— Start Collected data —

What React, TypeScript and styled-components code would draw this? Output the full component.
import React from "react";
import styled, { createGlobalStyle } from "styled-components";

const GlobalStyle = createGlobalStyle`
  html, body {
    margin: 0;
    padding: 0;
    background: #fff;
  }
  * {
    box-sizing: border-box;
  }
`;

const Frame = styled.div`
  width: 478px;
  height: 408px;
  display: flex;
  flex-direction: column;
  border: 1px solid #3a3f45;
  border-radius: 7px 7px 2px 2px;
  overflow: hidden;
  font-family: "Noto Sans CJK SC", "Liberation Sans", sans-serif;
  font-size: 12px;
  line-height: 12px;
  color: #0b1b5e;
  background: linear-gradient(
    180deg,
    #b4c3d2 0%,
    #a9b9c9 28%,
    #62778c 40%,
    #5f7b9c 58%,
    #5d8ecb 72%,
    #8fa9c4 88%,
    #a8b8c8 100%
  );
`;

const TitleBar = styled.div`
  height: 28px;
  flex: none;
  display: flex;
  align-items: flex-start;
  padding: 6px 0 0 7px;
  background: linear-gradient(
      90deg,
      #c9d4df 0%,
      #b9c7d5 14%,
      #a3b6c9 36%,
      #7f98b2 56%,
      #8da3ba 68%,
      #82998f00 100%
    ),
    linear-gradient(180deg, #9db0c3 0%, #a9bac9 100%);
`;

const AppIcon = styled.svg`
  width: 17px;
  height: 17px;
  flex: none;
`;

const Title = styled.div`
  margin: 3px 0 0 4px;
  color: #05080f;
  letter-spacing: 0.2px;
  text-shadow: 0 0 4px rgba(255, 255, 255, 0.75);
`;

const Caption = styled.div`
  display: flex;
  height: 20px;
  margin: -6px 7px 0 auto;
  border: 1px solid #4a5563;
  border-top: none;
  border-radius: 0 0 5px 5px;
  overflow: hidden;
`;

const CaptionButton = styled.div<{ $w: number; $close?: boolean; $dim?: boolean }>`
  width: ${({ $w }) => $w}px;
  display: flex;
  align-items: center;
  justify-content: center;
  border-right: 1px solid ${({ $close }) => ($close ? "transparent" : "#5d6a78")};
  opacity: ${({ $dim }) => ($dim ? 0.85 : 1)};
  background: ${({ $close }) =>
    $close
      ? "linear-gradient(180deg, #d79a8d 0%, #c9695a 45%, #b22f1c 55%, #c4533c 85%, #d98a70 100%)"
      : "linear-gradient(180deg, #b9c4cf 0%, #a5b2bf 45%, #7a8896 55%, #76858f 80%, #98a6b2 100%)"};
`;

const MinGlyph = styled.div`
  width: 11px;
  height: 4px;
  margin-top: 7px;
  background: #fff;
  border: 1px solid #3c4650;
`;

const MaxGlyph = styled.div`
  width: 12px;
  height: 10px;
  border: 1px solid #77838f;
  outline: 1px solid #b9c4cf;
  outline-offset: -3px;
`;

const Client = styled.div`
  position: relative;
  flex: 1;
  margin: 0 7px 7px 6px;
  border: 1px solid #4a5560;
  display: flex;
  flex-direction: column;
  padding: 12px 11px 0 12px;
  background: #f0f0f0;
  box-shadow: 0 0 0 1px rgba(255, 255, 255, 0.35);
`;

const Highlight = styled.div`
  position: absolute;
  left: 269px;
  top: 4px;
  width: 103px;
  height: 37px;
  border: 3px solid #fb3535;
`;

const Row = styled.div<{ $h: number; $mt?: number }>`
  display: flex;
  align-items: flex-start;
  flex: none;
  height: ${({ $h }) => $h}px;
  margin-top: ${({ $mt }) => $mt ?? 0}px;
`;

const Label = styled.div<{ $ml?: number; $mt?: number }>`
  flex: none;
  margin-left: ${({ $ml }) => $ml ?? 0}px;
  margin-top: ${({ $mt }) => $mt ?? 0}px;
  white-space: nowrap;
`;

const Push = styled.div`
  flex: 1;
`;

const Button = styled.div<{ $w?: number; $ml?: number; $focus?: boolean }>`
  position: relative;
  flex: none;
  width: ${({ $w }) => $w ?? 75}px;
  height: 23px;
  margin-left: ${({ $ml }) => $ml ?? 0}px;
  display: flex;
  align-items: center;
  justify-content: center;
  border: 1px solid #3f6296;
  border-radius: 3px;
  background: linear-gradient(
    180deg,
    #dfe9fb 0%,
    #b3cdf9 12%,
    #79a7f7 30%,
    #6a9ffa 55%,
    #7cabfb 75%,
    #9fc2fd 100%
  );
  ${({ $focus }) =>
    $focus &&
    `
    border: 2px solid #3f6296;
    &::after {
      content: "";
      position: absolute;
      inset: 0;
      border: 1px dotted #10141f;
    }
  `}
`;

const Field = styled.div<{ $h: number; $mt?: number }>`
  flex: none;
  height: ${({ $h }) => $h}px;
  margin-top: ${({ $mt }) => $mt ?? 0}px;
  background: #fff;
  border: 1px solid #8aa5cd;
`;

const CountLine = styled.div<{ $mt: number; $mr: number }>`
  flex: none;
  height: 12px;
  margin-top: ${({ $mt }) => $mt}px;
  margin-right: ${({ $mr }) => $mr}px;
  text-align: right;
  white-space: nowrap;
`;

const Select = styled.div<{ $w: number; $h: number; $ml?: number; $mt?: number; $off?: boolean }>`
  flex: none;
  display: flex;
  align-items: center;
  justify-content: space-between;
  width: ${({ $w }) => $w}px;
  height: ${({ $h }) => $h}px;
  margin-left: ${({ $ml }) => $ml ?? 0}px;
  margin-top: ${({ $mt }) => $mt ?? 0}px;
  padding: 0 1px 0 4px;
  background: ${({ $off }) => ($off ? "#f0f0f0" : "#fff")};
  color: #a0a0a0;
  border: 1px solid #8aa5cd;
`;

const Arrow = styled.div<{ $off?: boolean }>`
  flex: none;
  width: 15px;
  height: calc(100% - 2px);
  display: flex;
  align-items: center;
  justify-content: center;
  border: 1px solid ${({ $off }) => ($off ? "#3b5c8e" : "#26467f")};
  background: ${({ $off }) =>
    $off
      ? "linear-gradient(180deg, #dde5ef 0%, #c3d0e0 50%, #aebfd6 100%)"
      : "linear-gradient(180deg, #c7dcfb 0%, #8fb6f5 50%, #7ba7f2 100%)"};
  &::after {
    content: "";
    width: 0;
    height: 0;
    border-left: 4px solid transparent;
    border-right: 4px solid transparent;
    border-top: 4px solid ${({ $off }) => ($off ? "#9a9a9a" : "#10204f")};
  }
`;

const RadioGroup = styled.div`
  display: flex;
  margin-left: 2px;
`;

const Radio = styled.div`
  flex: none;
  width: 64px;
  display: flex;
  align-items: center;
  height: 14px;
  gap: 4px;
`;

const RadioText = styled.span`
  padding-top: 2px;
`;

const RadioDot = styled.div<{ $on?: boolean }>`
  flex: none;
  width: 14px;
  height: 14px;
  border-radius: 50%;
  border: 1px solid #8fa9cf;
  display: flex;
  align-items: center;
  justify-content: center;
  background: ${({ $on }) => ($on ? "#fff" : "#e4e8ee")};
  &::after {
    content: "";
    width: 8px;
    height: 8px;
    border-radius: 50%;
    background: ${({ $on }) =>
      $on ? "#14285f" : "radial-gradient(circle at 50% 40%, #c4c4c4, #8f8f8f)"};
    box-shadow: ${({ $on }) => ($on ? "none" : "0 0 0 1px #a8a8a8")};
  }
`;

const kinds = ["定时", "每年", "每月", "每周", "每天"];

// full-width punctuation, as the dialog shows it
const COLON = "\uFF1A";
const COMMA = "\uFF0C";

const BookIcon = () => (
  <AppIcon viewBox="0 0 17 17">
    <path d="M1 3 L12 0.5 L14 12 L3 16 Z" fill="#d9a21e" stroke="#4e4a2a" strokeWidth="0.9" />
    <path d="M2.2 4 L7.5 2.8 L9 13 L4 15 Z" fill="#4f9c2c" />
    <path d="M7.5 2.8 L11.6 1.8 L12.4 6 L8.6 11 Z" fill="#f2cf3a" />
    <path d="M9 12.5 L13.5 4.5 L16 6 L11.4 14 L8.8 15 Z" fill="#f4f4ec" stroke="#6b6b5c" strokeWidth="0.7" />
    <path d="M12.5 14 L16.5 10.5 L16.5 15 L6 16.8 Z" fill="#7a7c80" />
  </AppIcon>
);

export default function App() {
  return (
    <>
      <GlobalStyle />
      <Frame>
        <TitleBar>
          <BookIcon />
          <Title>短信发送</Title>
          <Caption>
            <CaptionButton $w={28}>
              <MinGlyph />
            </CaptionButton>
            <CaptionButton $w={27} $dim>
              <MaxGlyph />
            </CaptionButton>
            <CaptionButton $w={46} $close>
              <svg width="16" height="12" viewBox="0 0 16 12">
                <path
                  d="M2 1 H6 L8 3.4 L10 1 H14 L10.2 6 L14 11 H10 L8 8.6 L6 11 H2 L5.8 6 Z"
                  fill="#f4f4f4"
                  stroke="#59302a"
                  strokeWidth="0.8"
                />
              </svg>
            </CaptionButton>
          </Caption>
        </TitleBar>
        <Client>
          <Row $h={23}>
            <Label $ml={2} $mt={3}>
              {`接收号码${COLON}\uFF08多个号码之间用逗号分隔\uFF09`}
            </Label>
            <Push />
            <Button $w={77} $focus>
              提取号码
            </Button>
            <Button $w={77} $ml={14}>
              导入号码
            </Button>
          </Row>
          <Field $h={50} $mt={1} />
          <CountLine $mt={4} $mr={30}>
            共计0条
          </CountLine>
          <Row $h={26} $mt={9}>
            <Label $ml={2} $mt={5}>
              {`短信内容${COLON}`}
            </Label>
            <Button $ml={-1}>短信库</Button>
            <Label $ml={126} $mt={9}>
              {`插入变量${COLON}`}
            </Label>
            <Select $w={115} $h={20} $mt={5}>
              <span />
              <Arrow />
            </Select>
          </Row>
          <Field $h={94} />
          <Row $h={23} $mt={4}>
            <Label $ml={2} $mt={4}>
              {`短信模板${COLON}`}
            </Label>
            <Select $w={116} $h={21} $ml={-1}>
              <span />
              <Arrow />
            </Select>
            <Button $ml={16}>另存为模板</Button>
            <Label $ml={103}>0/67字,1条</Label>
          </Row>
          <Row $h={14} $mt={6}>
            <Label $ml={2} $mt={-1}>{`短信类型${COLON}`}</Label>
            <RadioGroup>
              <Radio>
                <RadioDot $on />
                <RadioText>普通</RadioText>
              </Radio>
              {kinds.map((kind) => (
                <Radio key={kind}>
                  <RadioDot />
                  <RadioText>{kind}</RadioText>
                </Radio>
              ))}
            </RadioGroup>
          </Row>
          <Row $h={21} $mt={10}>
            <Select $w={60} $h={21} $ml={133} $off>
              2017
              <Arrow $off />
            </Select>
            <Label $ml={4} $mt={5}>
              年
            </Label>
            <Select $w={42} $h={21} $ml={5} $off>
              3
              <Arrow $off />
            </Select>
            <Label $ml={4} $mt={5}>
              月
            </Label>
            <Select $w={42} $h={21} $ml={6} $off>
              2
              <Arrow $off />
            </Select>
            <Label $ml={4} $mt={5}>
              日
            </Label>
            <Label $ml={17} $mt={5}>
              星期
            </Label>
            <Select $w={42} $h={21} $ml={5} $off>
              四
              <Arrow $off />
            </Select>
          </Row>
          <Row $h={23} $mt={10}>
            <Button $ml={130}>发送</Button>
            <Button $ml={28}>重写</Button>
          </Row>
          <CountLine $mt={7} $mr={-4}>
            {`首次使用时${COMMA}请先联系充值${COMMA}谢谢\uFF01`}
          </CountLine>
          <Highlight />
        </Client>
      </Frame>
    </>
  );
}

— End Collected data —

__Aim of the exercise__. Extract each line from the listing that holds the word "components".

__Response to this task__.
What React, TypeScript and styled-components code would draw this? Output the full component.
import styled, { createGlobalStyle } from "styled-components";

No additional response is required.